[GOAL OF THE EXERCISE]
Check each line for the string "this". Give only the count of lines that have it.

[DATA LISTING]
## BEGIN
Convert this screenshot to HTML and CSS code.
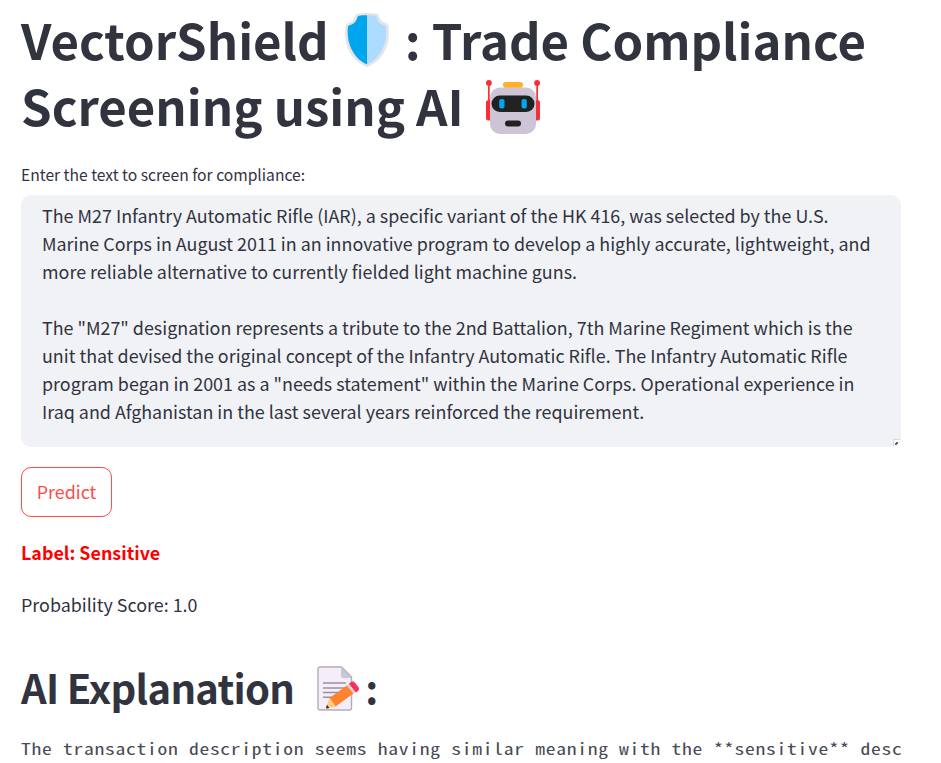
## END
## BEGIN
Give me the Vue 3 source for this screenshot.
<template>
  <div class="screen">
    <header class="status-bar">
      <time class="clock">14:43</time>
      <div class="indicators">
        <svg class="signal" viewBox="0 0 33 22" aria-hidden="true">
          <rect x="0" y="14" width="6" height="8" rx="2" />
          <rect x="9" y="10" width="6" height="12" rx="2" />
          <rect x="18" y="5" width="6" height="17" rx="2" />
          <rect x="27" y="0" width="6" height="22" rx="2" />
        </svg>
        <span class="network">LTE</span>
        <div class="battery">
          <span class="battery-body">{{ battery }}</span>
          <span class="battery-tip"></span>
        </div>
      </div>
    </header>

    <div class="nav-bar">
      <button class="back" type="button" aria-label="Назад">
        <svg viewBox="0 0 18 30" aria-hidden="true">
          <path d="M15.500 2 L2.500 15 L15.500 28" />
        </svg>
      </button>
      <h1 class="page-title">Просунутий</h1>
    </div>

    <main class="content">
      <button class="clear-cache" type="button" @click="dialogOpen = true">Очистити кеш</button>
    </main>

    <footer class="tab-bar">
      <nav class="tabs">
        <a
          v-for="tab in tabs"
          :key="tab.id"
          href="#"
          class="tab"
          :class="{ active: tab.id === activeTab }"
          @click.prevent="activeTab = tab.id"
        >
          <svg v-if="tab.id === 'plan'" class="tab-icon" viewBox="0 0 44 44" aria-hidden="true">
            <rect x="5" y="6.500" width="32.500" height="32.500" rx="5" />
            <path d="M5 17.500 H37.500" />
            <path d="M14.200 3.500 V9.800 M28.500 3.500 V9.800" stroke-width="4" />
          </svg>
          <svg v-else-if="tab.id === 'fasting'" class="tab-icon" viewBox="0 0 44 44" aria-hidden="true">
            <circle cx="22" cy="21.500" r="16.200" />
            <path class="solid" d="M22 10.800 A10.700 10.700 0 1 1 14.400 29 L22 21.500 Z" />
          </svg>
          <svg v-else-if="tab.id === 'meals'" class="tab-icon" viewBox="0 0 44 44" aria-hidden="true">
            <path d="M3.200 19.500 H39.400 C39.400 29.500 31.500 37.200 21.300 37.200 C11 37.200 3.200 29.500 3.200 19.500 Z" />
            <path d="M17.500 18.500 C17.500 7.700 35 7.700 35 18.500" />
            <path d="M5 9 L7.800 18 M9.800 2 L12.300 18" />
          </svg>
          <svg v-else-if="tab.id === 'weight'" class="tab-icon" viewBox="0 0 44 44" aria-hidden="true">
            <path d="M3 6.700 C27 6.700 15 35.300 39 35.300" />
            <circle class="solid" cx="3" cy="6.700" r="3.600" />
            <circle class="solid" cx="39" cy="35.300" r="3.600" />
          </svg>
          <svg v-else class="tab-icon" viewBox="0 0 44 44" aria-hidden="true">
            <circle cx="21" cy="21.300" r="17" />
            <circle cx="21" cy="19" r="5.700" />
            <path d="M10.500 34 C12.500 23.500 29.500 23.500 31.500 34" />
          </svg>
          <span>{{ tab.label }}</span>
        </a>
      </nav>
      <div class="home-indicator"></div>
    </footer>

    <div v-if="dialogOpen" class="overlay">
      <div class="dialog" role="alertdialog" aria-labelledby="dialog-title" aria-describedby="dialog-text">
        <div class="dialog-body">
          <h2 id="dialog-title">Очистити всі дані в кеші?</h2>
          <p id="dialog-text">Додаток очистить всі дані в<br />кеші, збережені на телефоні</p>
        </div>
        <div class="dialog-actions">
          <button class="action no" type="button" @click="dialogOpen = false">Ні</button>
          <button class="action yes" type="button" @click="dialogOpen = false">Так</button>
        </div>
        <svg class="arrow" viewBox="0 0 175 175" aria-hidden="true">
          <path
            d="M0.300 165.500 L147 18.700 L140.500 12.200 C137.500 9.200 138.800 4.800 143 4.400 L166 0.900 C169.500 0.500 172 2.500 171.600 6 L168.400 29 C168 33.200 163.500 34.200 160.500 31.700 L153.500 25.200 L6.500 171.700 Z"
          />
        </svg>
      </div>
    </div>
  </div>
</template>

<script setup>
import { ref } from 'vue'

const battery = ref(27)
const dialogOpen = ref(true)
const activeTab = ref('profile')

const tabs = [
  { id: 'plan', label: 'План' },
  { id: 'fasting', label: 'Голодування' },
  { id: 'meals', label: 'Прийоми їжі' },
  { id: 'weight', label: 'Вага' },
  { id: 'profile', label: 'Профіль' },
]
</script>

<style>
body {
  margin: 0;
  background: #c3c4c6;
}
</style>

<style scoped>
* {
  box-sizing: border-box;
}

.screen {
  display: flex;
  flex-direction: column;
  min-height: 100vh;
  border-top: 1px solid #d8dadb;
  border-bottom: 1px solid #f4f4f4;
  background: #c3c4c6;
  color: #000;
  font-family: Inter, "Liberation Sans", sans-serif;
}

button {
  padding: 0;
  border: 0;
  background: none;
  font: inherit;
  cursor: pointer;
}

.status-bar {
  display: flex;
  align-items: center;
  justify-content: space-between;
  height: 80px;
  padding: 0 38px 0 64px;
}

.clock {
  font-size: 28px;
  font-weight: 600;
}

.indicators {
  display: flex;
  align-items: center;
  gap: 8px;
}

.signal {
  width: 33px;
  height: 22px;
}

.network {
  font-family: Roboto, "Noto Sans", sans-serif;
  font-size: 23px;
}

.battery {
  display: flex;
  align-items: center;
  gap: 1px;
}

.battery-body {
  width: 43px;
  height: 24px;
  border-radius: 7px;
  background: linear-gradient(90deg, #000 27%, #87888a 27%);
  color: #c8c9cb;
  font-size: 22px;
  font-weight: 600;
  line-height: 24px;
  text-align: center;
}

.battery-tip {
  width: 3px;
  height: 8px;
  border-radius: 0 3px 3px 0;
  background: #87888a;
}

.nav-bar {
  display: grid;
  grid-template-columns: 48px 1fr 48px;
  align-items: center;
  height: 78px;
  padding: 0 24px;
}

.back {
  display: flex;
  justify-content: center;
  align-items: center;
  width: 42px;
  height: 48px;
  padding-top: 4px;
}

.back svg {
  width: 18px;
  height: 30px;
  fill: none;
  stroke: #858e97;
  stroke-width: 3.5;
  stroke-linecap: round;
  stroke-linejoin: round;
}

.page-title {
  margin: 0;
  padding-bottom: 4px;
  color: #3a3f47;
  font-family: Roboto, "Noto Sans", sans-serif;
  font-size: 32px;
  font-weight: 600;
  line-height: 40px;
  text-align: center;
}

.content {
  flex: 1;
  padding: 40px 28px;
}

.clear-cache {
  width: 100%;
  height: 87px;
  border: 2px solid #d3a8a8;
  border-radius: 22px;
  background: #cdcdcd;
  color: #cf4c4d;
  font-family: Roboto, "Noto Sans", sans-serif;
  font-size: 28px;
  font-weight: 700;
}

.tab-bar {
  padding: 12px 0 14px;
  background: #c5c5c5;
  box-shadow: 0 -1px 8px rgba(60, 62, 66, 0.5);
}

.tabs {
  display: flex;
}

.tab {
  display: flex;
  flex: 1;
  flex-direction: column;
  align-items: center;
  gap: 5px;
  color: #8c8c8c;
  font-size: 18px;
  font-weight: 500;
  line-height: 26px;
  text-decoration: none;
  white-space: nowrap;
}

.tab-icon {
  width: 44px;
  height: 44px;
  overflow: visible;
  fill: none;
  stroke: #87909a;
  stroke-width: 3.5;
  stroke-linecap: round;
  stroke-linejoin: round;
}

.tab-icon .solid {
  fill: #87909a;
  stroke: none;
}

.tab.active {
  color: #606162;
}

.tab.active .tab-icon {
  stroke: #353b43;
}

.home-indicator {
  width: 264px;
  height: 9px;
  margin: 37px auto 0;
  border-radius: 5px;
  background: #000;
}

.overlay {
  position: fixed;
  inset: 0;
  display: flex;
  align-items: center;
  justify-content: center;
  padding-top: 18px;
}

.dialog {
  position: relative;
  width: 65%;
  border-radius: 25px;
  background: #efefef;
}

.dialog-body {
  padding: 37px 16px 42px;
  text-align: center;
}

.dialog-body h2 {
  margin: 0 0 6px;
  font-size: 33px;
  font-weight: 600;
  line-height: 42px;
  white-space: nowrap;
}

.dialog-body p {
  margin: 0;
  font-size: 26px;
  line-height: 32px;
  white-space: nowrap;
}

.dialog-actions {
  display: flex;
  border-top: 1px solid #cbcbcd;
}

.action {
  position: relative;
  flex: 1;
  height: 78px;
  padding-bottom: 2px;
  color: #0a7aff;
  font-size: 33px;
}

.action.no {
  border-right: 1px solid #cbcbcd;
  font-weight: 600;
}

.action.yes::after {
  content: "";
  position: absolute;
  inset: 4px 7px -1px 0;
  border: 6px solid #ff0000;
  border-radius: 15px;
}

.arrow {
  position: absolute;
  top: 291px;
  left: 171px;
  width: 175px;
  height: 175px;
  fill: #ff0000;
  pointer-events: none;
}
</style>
## END
[CORRECT RESULT]
2